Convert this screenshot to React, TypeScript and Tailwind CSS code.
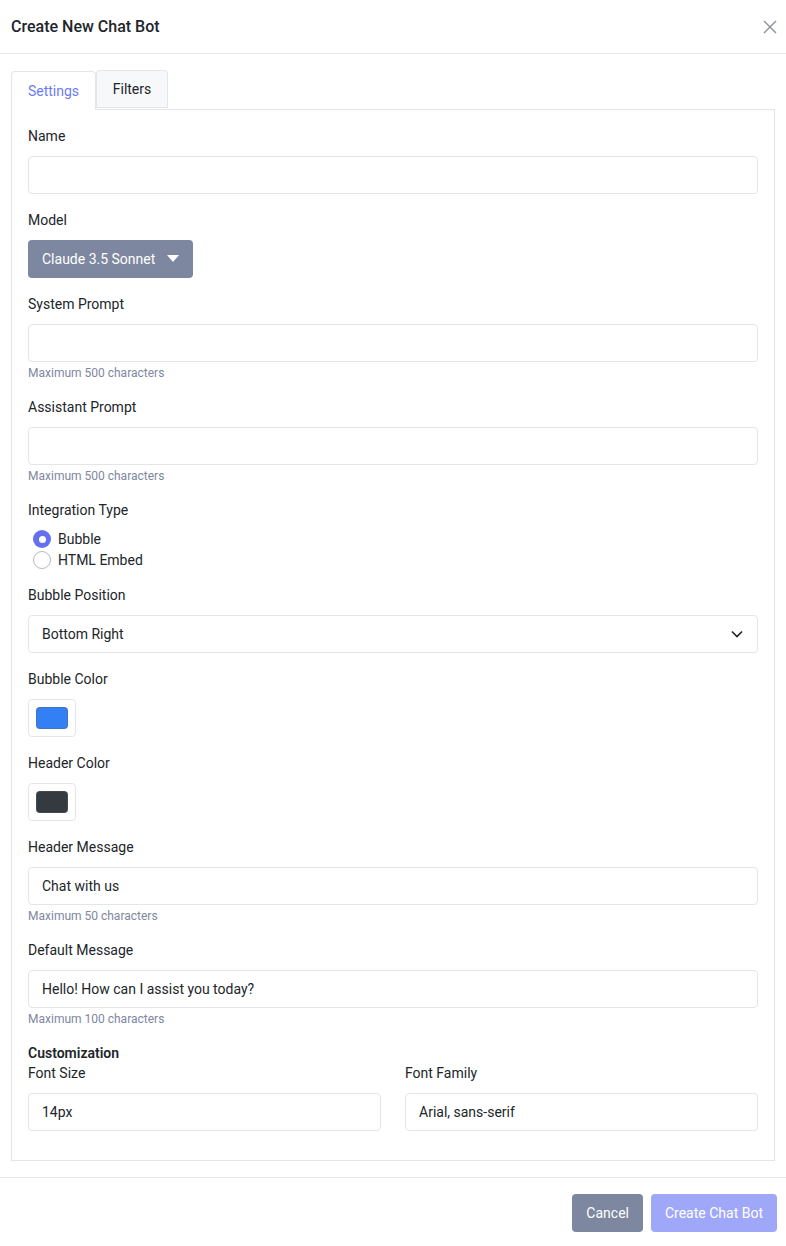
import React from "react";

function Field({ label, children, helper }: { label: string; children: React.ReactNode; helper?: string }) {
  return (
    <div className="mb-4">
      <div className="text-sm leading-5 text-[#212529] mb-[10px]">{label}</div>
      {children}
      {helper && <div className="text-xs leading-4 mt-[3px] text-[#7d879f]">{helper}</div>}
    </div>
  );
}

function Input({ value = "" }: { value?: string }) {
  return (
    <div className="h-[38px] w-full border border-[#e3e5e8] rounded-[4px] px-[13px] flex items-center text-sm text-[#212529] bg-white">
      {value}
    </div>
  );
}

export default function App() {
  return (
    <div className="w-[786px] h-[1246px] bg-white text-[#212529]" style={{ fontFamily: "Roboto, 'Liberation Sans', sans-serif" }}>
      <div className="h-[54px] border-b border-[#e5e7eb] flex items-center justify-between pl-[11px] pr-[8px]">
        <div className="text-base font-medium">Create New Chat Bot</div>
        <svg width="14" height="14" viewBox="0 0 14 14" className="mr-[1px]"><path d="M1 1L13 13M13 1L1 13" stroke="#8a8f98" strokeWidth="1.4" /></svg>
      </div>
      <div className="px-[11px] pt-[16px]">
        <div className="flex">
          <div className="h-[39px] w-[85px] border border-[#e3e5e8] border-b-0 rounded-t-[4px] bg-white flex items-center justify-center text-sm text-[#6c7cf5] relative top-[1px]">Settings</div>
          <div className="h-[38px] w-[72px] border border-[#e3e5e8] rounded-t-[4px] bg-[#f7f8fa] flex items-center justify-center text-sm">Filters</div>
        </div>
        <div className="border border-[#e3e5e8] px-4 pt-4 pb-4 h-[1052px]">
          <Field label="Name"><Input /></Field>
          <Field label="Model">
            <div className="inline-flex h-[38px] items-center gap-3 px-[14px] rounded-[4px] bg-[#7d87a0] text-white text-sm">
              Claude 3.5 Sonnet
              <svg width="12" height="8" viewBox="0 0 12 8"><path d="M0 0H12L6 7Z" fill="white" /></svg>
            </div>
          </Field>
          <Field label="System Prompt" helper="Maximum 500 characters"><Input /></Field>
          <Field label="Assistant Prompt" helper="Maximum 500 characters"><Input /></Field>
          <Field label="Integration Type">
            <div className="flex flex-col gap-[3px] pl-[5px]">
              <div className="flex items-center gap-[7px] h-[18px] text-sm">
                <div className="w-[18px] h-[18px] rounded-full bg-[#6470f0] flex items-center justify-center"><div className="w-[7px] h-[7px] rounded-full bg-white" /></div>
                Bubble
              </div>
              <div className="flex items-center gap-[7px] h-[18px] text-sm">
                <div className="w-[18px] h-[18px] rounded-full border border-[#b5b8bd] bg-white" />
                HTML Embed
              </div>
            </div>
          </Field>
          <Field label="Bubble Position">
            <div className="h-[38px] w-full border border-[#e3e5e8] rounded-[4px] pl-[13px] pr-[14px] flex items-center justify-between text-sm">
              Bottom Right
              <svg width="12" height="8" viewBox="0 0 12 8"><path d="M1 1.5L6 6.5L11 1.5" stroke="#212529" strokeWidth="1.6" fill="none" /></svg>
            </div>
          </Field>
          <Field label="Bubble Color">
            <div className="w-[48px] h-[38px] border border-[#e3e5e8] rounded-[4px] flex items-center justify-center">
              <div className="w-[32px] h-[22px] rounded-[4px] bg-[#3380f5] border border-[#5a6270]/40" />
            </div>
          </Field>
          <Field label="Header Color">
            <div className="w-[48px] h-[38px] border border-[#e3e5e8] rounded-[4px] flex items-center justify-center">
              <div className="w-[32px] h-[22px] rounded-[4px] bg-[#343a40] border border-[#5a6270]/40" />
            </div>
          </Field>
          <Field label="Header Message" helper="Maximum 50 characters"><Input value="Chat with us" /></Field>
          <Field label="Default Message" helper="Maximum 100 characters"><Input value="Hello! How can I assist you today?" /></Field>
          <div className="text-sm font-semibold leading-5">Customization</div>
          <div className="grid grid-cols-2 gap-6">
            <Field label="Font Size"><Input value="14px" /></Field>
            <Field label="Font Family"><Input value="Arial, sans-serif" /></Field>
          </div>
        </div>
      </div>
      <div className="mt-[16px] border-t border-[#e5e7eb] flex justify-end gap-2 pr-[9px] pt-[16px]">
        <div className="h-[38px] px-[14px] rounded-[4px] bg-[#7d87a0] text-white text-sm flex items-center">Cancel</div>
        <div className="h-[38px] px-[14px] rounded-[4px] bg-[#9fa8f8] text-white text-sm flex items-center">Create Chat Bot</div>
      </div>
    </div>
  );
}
★ ★ ★
:: WRITTEN EXERCISE ::
Repeat the listing above up to and including the line with "import React from", starting from its first line. Drop any pictures.

:: WORKED ANSWER ::
Convert this screenshot to React, TypeScript and Tailwind CSS code.
import React from "react";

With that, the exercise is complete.